Nevertheless, all the New England states have been reducing their state higher education investment effort over the past 25 years. New Hampshire, for example, reduced its investment effort by 50 percent between fiscal 1978 and fiscal 2003. Rhode Island's investment declined by 48 percent, Vermont's by 48 percent, Massachusetts's by 37 percent, Connecticut's by 33 percent, and Maine's by 5 percent. The current state budget climates suggest substantial further reductions in investment in higher education and attendant tuition increases at public campuses.
With growing populations of low-income students headed toward college age and sharp increases in public college charges, state policies in New England must focus on need-based student financial aid.

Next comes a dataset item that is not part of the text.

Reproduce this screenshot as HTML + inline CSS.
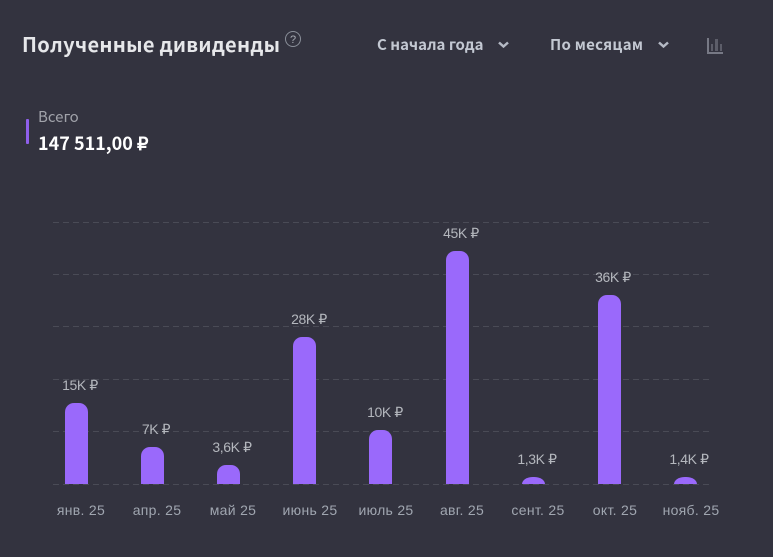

There is no more essential responsibility for states than preserving higher education's contribution to New England's prosperity. Institutions, both public and private, will raise tuition charges to students and their families to finance the delivery of educational services. Most students will require need-based financial aid to pay these costs. How well states help them to do so will determine a large part of New England's future prosperity in the Human Capital Economy.
Thomas G. Mortenson is an Iowa-based higher education policy analyst and publisher of "Postsecondary Education Opportunity. "He is senior scholar with the Pell Institute for the Study of Opportunity in Higher Education in Washington, D. C.